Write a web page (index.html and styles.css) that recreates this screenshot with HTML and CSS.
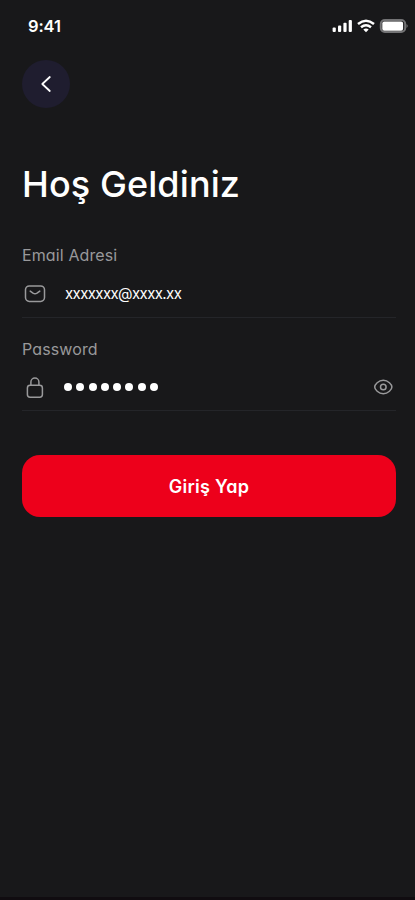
FILE: index.html
```html
<!DOCTYPE html>
<html lang="tr">
<head>
<meta charset="utf-8">
<meta name="viewport" content="width=device-width, initial-scale=1">
<title>Giriş Yap</title>
<link rel="stylesheet" href="styles.css">
</head>
<body>
<main class="screen">
  <header class="status">
    <span class="time">9:41</span>
    <svg class="signals" width="78" height="16" viewBox="0 0 78 16" fill="#fff">
      <rect x="2.6" y="9.5" width="3.2" height="4.5" rx="1"/>
      <rect x="8" y="7.5" width="3.2" height="6.5" rx="1"/>
      <rect x="13.4" y="4.8" width="3.2" height="9.2" rx="1"/>
      <rect x="18.7" y="2" width="3.2" height="12" rx="1"/>
      <g fill="none" stroke="#fff" stroke-width="2.5"><path d="M28 6Q36 -.6 44 6"/><path d="M31 9.3Q36 5.3 41 9.3"/></g>
      <path d="M33.3 11.4Q36 9.4 38.7 11.4L36 14.2Z"/>
      <rect x="50.8" y="2" width="24.4" height="12" rx="4" fill="none" stroke="#737375" stroke-width="2"/>
      <rect x="52.3" y="3.5" width="20.8" height="9.2" rx="2"/>
      <path d="M76.5 6Q79 8 76.5 10Z" fill="#737375"/>
    </svg>
  </header>
  <button class="back" aria-label="Geri">
    <svg width="48" height="48" viewBox="0 0 48 48" fill="none" stroke="#fff" stroke-width="1.8" stroke-linecap="round" stroke-linejoin="round"><path d="M27.8 17L20.3 24L27.8 31"/></svg>
  </button>
  <h1>Hoş Geldiniz</h1>
  <section class="field">
    <div class="label email-label">Email Adresi</div>
    <div class="row">
      <svg width="26" height="26" viewBox="0 0 26 26" fill="none" stroke="#99999b" stroke-width="1.5" stroke-linecap="round" stroke-linejoin="round"><rect x="3.5" y="5" width="19" height="15.4" rx="3.8"/><path d="M8.2 10.1L11 12.2Q13 13.5 15 12.2L17.8 10.1"/></svg>
      <span class="email">xxxxxxx@xxxx.xx</span>
    </div>
  </section>
  <section class="field">
    <div class="label pass-label">Password</div>
    <div class="row">
      <svg width="26" height="26" viewBox="0 0 26 26" fill="none" stroke="#99999b" stroke-width="1.5" stroke-linecap="round" stroke-linejoin="round"><rect x="5.4" y="11.2" width="15" height="12" rx="2.7"/><path d="M8.9 10.9V8a4 4 0 0 1 8 0v2.9"/></svg>
      <span class="dots"><i></i><i></i><i></i><i></i><i></i><i></i><i></i><i></i></span>
      <svg class="eye" width="26" height="26" viewBox="0 0 26 26" fill="none" stroke="#99999b" stroke-width="1.5"><path d="M4.7 13C4.7 10.6 8.4 6.3 13.3 6.3S21.9 10.6 21.9 13S18.2 19.7 13.3 19.7S4.7 15.4 4.7 13Z"/><circle cx="13.3" cy="13" r="2.8"/></svg>
    </div>
  </section>
  <button class="submit"><span>Giriş Yap</span></button>
</main>
</body>
</html>
```
FILE: styles.css
```css
* { box-sizing: border-box; }
body {
  margin: 0;
  background: #18181a;
  color: #fff;
  font-family: Inter, "Open Sans", sans-serif;
  font-feature-settings: "cv11" 1;
}
.screen {
  height: 900px;
  padding: 0 19px 0 22px;
  border-bottom: 3px solid #100c10;
  overflow: hidden;
}
.status {
  display: flex;
  justify-content: space-between;
  align-items: center;
  height: 60px;
  padding: 0 0 8px 6px;
  margin-right: -12px;
}
.time { font-size: 16.5px; font-weight: 600; letter-spacing: -.1px; }
.signals { display: block; }
button { border: 0; padding: 0; color: inherit; font: inherit; font-feature-settings: inherit; }
.back { display: block; width: 48px; height: 48px; border-radius: 50%; background: #1f1d2f; }
.back svg { display: block; }
h1 {
  margin: 53px 0 0;
  height: 47px;
  line-height: 47px;
  font-size: 36px;
  font-weight: 540;
  letter-spacing: .1px;
  white-space: nowrap;
}
.field { height: 93px; border-bottom: 1px solid #242529; }
h1 + .field { height: 110px; }
.label { color: #99999b; font-size: 16px; line-height: 24px; letter-spacing: .12px; }
.email-label { padding-top: 35px; }
.pass-label { padding-top: 19px; }
.row { display: flex; align-items: center; height: 26px; margin-top: 14px; }
.pass-label + .row { margin-top: 13px; }
.email { margin-left: 17px; font-size: 15px; line-height: 26px; letter-spacing: -.6px; }
.dots { display: flex; gap: 4.3px; margin-left: 16px; }
.dots i { width: 8px; height: 8px; border-radius: 50%; background: #fff; }
.eye { margin-left: auto; }
.submit {
  display: block;
  width: 374px;
  height: 62.5px;
  margin-top: 43.5px;
  padding-top: 2px;
  border-radius: 18px;
  background: #ed001b;
  font-size: 18px;
  font-weight: 600;
  letter-spacing: .25px;
}
```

» **Set exercise**: Output the material word for word, omitting its pictures.

» **Solution to the problem**:
Write a web page (index.html and styles.css) that recreates this screenshot with HTML and CSS.
FILE: index.html
```html
<!DOCTYPE html>
<html lang="tr">
<head>
<meta charset="utf-8">
<meta name="viewport" content="width=device-width, initial-scale=1">
<title>Giriş Yap</title>
<link rel="stylesheet" href="styles.css">
</head>
<body>
<main class="screen">
  <header class="status">
    <span class="time">9:41</span>
    <svg class="signals" width="78" height="16" viewBox="0 0 78 16" fill="#fff">
      <rect x="2.6" y="9.5" width="3.2" height="4.5" rx="1"/>
      <rect x="8" y="7.5" width="3.2" height="6.5" rx="1"/>
      <rect x="13.4" y="4.8" width="3.2" height="9.2" rx="1"/>
      <rect x="18.7" y="2" width="3.2" height="12" rx="1"/>
      <g fill="none" stroke="#fff" stroke-width="2.5"><path d="M28 6Q36 -.6 44 6"/><path d="M31 9.3Q36 5.3 41 9.3"/></g>
      <path d="M33.3 11.4Q36 9.4 38.7 11.4L36 14.2Z"/>
      <rect x="50.8" y="2" width="24.4" height="12" rx="4" fill="none" stroke="#737375" stroke-width="2"/>
      <rect x="52.3" y="3.5" width="20.8" height="9.2" rx="2"/>
      <path d="M76.5 6Q79 8 76.5 10Z" fill="#737375"/>
    </svg>
  </header>
  <button class="back" aria-label="Geri">
    <svg width="48" height="48" viewBox="0 0 48 48" fill="none" stroke="#fff" stroke-width="1.8" stroke-linecap="round" stroke-linejoin="round"><path d="M27.8 17L20.3 24L27.8 31"/></svg>
  </button>
  <h1>Hoş Geldiniz</h1>
  <section class="field">
    <div class="label email-label">Email Adresi</div>
    <div class="row">
      <svg width="26" height="26" viewBox="0 0 26 26" fill="none" stroke="#99999b" stroke-width="1.5" stroke-linecap="round" stroke-linejoin="round"><rect x="3.5" y="5" width="19" height="15.4" rx="3.8"/><path d="M8.2 10.1L11 12.2Q13 13.5 15 12.2L17.8 10.1"/></svg>
      <span class="email">xxxxxxx@xxxx.xx</span>
    </div>
  </section>
  <section class="field">
    <div class="label pass-label">Password</div>
    <div class="row">
      <svg width="26" height="26" viewBox="0 0 26 26" fill="none" stroke="#99999b" stroke-width="1.5" stroke-linecap="round" stroke-linejoin="round"><rect x="5.4" y="11.2" width="15" height="12" rx="2.7"/><path d="M8.9 10.9V8a4 4 0 0 1 8 0v2.9"/></svg>
      <span class="dots"><i></i><i></i><i></i><i></i><i></i><i></i><i></i><i></i></span>
      <svg class="eye" width="26" height="26" viewBox="0 0 26 26" fill="none" stroke="#99999b" stroke-width="1.5"><path d="M4.7 13C4.7 10.6 8.4 6.3 13.3 6.3S21.9 10.6 21.9 13S18.2 19.7 13.3 19.7S4.7 15.4 4.7 13Z"/><circle cx="13.3" cy="13" r="2.8"/></svg>
    </div>
  </section>
  <button class="submit"><span>Giriş Yap</span></button>
</main>
</body>
</html>
```
FILE: styles.css
```css
* { box-sizing: border-box; }
body {
  margin: 0;
  background: #18181a;
  color: #fff;
  font-family: Inter, "Open Sans", sans-serif;
  font-feature-settings: "cv11" 1;
}
.screen {
  height: 900px;
  padding: 0 19px 0 22px;
  border-bottom: 3px solid #100c10;
  overflow: hidden;
}
.status {
  display: flex;
  justify-content: space-between;
  align-items: center;
  height: 60px;
  padding: 0 0 8px 6px;
  margin-right: -12px;
}
.time { font-size: 16.5px; font-weight: 600; letter-spacing: -.1px; }
.signals { display: block; }
button { border: 0; padding: 0; color: inherit; font: inherit; font-feature-settings: inherit; }
.back { display: block; width: 48px; height: 48px; border-radius: 50%; background: #1f1d2f; }
.back svg { display: block; }
h1 {
  margin: 53px 0 0;
  height: 47px;
  line-height: 47px;
  font-size: 36px;
  font-weight: 540;
  letter-spacing: .1px;
  white-space: nowrap;
}
.field { height: 93px; border-bottom: 1px solid #242529; }
h1 + .field { height: 110px; }
.label { color: #99999b; font-size: 16px; line-height: 24px; letter-spacing: .12px; }
.email-label { padding-top: 35px; }
.pass-label { padding-top: 19px; }
.row { display: flex; align-items: center; height: 26px; margin-top: 14px; }
.pass-label + .row { margin-top: 13px; }
.email { margin-left: 17px; font-size: 15px; line-height: 26px; letter-spacing: -.6px; }
.dots { display: flex; gap: 4.3px; margin-left: 16px; }
.dots i { width: 8px; height: 8px; border-radius: 50%; background: #fff; }
.eye { margin-left: auto; }
.submit {
  display: block;
  width: 374px;
  height: 62.5px;
  margin-top: 43.5px;
  padding-top: 2px;
  border-radius: 18px;
  background: #ed001b;
  font-size: 18px;
  font-weight: 600;
  letter-spacing: .25px;
}
```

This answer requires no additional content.